The initial "ei" is the genitive/dative form of the third person singular feminine personal pronoun.
This is a very common way to express sensations in Romanian:
Mie îmi este frig. - I'm cold.
Ție îți este foame. - You are hungry.
Ei/Lui îi este rușine. - She/He is ashamed.
Nouă ne este sete. - We are thirsty.
Vouă vă este scârbă. - You are disgusted.
Lor le este rău. - They are sick.
Sorry to be dense but I still don't get it. "Ei (she) looks to be the subject of the sentence and therefore nominative. Why use a dative pronoun here? Thanks potestasity.
Actually, the subject of this sentence is the noun "frică" and "ei" is an indirect object. This is one of the situations where the subject goes after the verb; it's a really a confusing structure, but it is very common.
Thanks potesasity. This is especially difficult for me. In English, "afraid (frică) is an adjective, not a noun.
The Romanian adjective that properly translates "afraid" is "înfricoșată" and indeed you can say:
Ea este înfricoșată de ele.
Which is a perfect word-for-word correspondence with English. You can do that with pretty much every sensation. I gave examples here.
If you find this more comfortable because it matches English grammar, feel free to use it, but there's two problems:
1. Using the noun + dative of pronouns is by far more common and more natural; a native would probably use that.

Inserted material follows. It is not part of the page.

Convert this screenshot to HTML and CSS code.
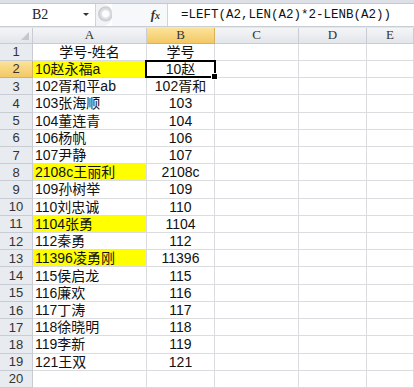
FILE: index.html
```html
<!DOCTYPE html>
<html lang="zh">
<head>
<meta charset="utf-8">
<link rel="stylesheet" href="styles.css">
</head>
<body>
<div class="app">
  <div class="topstrip"></div>
  <div class="fbar">
    <div class="namebox"><span class="nb-text">B2</span><span class="nb-arrow"></span></div>
    <div class="knob"></div>
    <div class="fxzone"><span class="fx">f<span class="fxx">x</span></span></div>
    <div class="formula">=LEFT(A2,LEN(A2)*2-LENB(A2))</div>
  </div>
  <div class="gap"></div>
  <div class="sheet">
    <div class="hd corner"><span class="tri"></span></div>
    <div class="hd col">A</div>
    <div class="hd col sel">B</div>
    <div class="hd col">C</div>
    <div class="hd col">D</div>
    <div class="hd col">E</div>

    <div class="hd rn">1</div><div class="c ctr">学号-姓名</div><div class="c ctr">学号</div><div class="c"></div><div class="c"></div><div class="c"></div>
    <div class="hd rn sel">2</div><div class="c yl">10赵永福a</div><div class="c ctr active">10赵</div><div class="c"></div><div class="c"></div><div class="c"></div>
    <div class="hd rn">3</div><div class="c">102胥和平ab</div><div class="c ctr">102胥和</div><div class="c"></div><div class="c"></div><div class="c"></div>
    <div class="hd rn">4</div><div class="c">103张海顺</div><div class="c ctr">103</div><div class="c"></div><div class="c"></div><div class="c"></div>
    <div class="hd rn">5</div><div class="c">104董连青</div><div class="c ctr">104</div><div class="c"></div><div class="c"></div><div class="c"></div>
    <div class="hd rn">6</div><div class="c">106杨帆</div><div class="c ctr">106</div><div class="c"></div><div class="c"></div><div class="c"></div>
    <div class="hd rn">7</div><div class="c">107尹静</div><div class="c ctr">107</div><div class="c"></div><div class="c"></div><div class="c"></div>
    <div class="hd rn">8</div><div class="c yl">2108c王丽利</div><div class="c ctr">2108c</div><div class="c"></div><div class="c"></div><div class="c"></div>
    <div class="hd rn">9</div><div class="c">109孙树举</div><div class="c ctr">109</div><div class="c"></div><div class="c"></div><div class="c"></div>
    <div class="hd rn">10</div><div class="c">110刘忠诚</div><div class="c ctr">110</div><div class="c"></div><div class="c"></div><div class="c"></div>
    <div class="hd rn">11</div><div class="c yl">1104张勇</div><div class="c ctr">1104</div><div class="c"></div><div class="c"></div><div class="c"></div>
    <div class="hd rn">12</div><div class="c">112秦勇</div><div class="c ctr">112</div><div class="c"></div><div class="c"></div><div class="c"></div>
    <div class="hd rn">13</div><div class="c yl">11396凌勇刚</div><div class="c ctr">11396</div><div class="c"></div><div class="c"></div><div class="c"></div>
    <div class="hd rn">14</div><div class="c">115侯启龙</div><div class="c ctr">115</div><div class="c"></div><div class="c"></div><div class="c"></div>
    <div class="hd rn">15</div><div class="c">116廉欢</div><div class="c ctr">116</div><div class="c"></div><div class="c"></div><div class="c"></div>
    <div class="hd rn">16</div><div class="c">117丁涛</div><div class="c ctr">117</div><div class="c"></div><div class="c"></div><div class="c"></div>
    <div class="hd rn">17</div><div class="c">118徐晓明</div><div class="c ctr">118</div><div class="c"></div><div class="c"></div><div class="c"></div>
    <div class="hd rn">18</div><div class="c">119李新</div><div class="c ctr">119</div><div class="c"></div><div class="c"></div><div class="c"></div>
    <div class="hd rn">19</div><div class="c">121王双</div><div class="c ctr">121</div><div class="c"></div><div class="c"></div><div class="c"></div>
    <div class="hd rn">20</div><div class="c"></div><div class="c"></div><div class="c"></div><div class="c"></div><div class="c"></div>
  </div>
</div>
</body>
</html>
```

FILE: styles.css
```css
* { box-sizing: border-box; }
html, body { margin: 0; padding: 0; background: #fff; }
body { width: 414px; height: 388px; overflow: hidden; }
.app { display: flex; flex-direction: column; width: 414px; height: 388px; overflow: hidden; }

.topstrip { height: 4px; background: #dde1e7; border-bottom: 1px solid #c5cad2; }
.fbar { height: 22px; display: flex; align-items: stretch; background: #fff; }
.namebox { width: 96px; position: relative; display: flex; align-items: center; border-right: 1px solid #d0d4da; }
.nb-text { font-family: "Liberation Serif", serif; font-size: 14px; color: #222; padding-left: 32px; flex: 1; }
.nb-arrow { width: 0; height: 0; border-left: 3px solid transparent; border-right: 3px solid transparent; border-top: 3px solid #333; margin-right: 6px; }
.knob { width: 16px; background: radial-gradient(circle at 60% 45%, #fdfdfd 0 3px, #e4e6ea 4px, #c8ccd2 7px, #f2f3f5 8px); border-radius: 0 9px 9px 0; }
.fxzone { width: 56px; display: flex; align-items: center; justify-content: flex-end; padding-right: 7px; background: #f7f8fa; border-right: 1px solid #d0d4da; }
.fx { font-family: "Liberation Serif", serif; font-style: italic; font-weight: bold; font-size: 13px; color: #333; }
.fxx { font-size: 10px; }
.formula { flex: 1; display: flex; align-items: center; padding-left: 13px; font-family: "Liberation Mono", monospace; font-size: 12.5px; color: #111; white-space: nowrap; }
.gap { height: 2px; background: #e3e6ea; border-top: 1px solid #c9cdd4; }

.sheet { display: grid; grid-template-columns: 33px 114px 68px 84px 68px 47px; grid-template-rows: 16px; grid-auto-rows: 17.22px; }
.hd { background: linear-gradient(#f4f5f7, #e3e6ea); border-right: 1px solid #c9cdd3; border-bottom: 1px solid #c9cdd3; color: #333; display: flex; align-items: center; justify-content: center; }
.col { font-family: "Liberation Serif", serif; font-size: 13px; }
.rn { font-family: "Liberation Sans", sans-serif; font-size: 13px; background: #e8ebef; }
.hd.sel { background: linear-gradient(#fbe39a, #f3c864); border-color: #d8b25a; }
.corner { position: relative; }
.tri { position: absolute; right: 3px; bottom: 3px; width: 0; height: 0; border-left: 8px solid transparent; border-bottom: 8px solid #c4c8ce; }

.c { border-right: 1px solid #dadcdf; border-bottom: 1px solid #dadcdf; font-family: "Liberation Sans", "Noto Sans CJK SC", sans-serif; font-size: 14px; color: #111; display: flex; align-items: center; padding-left: 2px; white-space: nowrap; line-height: 16px; }
.c.ctr { justify-content: center; padding-left: 0; }
.c.yl { background: #ffff00; }
.c.active { position: relative; }
.c.active::after { content: ""; position: absolute; left: -2px; top: -1px; right: -2px; bottom: -1px; border: 2px solid #000; }
.c.active::before { content: ""; position: absolute; right: -4px; bottom: -3px; width: 5px; height: 5px; background: #000; border: 1px solid #fff; z-index: 2; }
```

2. The adjective needed is not very intuitive. (e.g. frică - înfricoșat; somn - somnoros) and similar forms change meaning: "fricos" expresses a general character trait, "fearful".

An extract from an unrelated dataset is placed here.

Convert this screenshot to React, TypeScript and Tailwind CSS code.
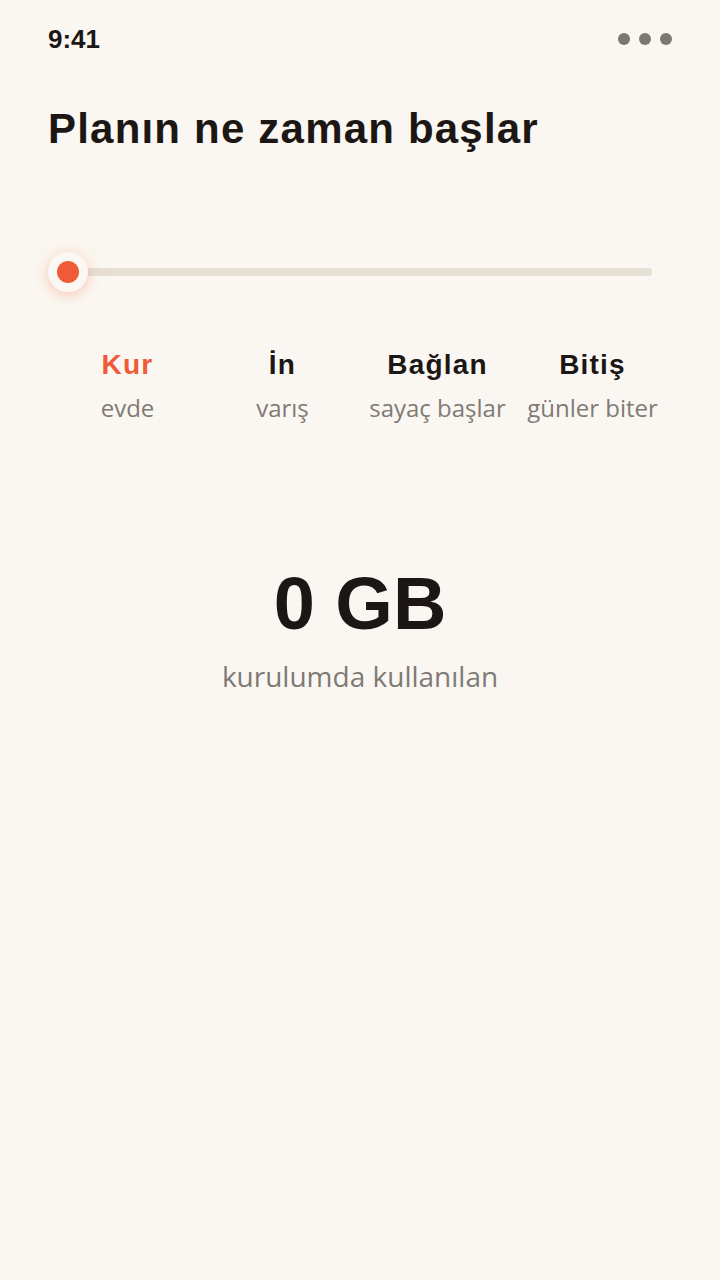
const steps = [
  { title: 'Kur', sub: 'evde', active: true },
  { title: 'İn', sub: 'varış', active: false },
  { title: 'Bağlan', sub: 'sayaç başlar', active: false },
  { title: 'Bitiş', sub: 'günler biter', active: false },
]

const display = { fontFamily: '"Liberation Sans", Arial, sans-serif' }
const body = { fontFamily: '"Open Sans", "Noto Sans", sans-serif' }

export default function App() {
  return (
    <div className="min-h-[1280px] w-full bg-[#faf7f2] text-[#1c1714]">
      {/* status bar */}
      <div className="flex items-center justify-between pl-[48px] pr-[48px] pt-[22px] h-[56px]">
        <span className="text-[26px] font-semibold" style={display}>9:41</span>
        <div className="flex gap-[9px]">
          <span className="w-[12px] h-[12px] rounded-full bg-[#7b7772]" />
          <span className="w-[12px] h-[12px] rounded-full bg-[#7b7772]" />
          <span className="w-[12px] h-[12px] rounded-full bg-[#7b7772]" />
        </div>
      </div>

      <h1 className="px-[48px] mt-[47px] text-[42px] leading-[52px] font-bold tracking-[1.2px]" style={display}>
        Planın ne zaman başlar
      </h1>

      {/* slider */}
      <div className="relative mx-[48px] mt-[97px] h-[40px] flex items-center">
        <div className="ml-[12px] mr-[20px] flex-1 h-[8px] rounded-full bg-[#e6dfd4]" />
        <div className="absolute left-0 top-0 w-[40px] h-[40px] rounded-full bg-[#fbf8f3] flex items-center justify-center shadow-[0_3px_6px_2px_rgba(240,90,58,0.14),0_2px_16px_8px_rgba(240,140,58,0.08)]">
          <div className="w-[22px] h-[22px] rounded-full bg-[#f05a38]" />
        </div>
      </div>

      {/* step labels */}
      <div className="grid grid-cols-4 px-[50px] mt-[55px]">
        {steps.map((s) => (
          <div key={s.title} className="flex flex-col items-center">
            <span
              className={`text-[28px] leading-[36px] font-bold tracking-[1.2px] ${s.active ? 'text-[#f05a38]' : 'text-[#1c1714]'}`}
              style={display}
            >
              {s.title}
            </span>
            <span className="mt-[9px] text-[24px] leading-[32px] font-medium text-[#807a74] whitespace-nowrap" style={body}>
              {s.sub}
            </span>
          </div>
        ))}
      </div>

      {/* usage */}
      <div className="flex flex-col items-center mt-[140px]">
        <span className="text-[74px] leading-[80px] font-bold" style={display}>0 GB</span>
        <span className="mt-[14px] text-[28px] leading-[36px] text-[#7f7a74]" style={body}>kurulumda kullanılan</span>
      </div>
    </div>
  )
}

Thanks for this discussion! This also explains why the verbs seem not to be conjugated for the pronouns. That was confusing me as well.
Thank you! I didn't see that "ei" could both mean "they" and the stressed feminine genitive/dative pronoun.

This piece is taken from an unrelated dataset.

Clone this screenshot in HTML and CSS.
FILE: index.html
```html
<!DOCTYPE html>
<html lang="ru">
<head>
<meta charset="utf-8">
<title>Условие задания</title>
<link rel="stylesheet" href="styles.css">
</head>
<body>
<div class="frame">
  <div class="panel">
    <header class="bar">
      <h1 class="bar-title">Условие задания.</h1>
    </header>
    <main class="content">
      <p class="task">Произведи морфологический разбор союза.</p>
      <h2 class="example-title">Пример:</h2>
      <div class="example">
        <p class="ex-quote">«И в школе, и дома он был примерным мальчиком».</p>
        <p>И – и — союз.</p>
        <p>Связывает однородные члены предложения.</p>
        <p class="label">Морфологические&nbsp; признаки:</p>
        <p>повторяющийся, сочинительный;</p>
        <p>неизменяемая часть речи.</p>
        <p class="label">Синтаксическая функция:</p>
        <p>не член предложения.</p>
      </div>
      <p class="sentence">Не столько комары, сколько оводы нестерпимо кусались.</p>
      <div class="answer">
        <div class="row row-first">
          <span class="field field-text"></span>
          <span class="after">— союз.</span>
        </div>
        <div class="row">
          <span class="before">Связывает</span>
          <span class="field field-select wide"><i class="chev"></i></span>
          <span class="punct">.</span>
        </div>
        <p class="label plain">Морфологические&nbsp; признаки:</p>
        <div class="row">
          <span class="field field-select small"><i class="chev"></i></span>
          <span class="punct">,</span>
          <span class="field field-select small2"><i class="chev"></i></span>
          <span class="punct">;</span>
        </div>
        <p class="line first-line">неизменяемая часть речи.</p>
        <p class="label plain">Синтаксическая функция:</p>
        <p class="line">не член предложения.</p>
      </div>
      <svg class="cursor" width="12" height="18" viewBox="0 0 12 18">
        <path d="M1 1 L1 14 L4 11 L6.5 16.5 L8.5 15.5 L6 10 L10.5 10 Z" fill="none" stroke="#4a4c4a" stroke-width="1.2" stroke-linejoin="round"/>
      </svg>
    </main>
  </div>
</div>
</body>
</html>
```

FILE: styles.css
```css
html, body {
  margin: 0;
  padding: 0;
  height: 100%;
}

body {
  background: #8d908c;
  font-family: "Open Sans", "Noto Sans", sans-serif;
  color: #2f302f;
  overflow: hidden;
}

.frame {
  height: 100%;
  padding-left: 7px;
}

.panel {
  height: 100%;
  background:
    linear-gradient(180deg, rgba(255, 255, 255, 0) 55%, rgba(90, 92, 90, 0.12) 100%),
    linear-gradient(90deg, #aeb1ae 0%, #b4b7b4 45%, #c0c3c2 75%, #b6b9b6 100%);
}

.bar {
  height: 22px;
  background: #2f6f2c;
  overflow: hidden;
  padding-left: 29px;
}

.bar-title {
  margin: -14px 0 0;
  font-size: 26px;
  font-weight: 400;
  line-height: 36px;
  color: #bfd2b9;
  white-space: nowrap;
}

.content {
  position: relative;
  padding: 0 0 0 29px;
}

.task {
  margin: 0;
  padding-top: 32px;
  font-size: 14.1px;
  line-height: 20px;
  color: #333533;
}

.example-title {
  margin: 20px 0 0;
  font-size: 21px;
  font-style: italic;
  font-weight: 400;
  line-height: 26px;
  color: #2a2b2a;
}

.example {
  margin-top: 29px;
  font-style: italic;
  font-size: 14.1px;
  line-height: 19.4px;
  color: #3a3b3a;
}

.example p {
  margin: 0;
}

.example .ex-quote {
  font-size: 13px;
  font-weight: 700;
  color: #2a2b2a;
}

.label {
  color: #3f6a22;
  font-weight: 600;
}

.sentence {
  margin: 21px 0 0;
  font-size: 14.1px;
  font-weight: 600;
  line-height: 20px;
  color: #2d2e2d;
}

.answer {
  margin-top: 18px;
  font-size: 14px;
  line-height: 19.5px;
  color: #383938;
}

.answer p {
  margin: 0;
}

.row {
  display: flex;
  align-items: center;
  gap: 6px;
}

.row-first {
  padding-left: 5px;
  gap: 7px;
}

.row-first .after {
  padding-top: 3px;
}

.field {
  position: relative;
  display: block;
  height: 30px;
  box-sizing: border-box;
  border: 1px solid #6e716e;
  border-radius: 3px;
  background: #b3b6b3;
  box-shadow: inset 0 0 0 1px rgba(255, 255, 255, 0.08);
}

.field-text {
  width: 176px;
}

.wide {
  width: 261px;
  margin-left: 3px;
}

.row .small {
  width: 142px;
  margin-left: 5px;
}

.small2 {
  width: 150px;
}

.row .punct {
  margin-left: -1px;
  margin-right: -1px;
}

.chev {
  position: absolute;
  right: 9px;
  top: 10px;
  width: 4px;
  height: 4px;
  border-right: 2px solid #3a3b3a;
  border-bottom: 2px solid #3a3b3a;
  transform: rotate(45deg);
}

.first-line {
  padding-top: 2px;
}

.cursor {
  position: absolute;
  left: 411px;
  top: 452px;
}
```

It's confusing indeed. Romanian personal pronouns is a sea of "e*"s... I often give the wrong answer when I'm a little tired ( I also mix up "ne" and "nu" way too often) :/ Dar îmi place încă limba această :)
Ei? Thta is supposed to be for female "them" or can sb explain this grama structure
What is happening in this set of lessons? Here is a supposedly Romanian sentence to be translated into English: "No him It is fear from he" Is this some form of "Romglais" .
I am amazed by the sugestive sentences this app gives about romania. Like.. 3 question ago i got past a questiom about corruption which is very common in romania. I feel bad about the people that are going to learn this language with this exercises. Romania is a beautiful country, yea it has some major defects but that s only because of the people.. So please don t continue to put these kind of sentences or question because it s not fair and ok.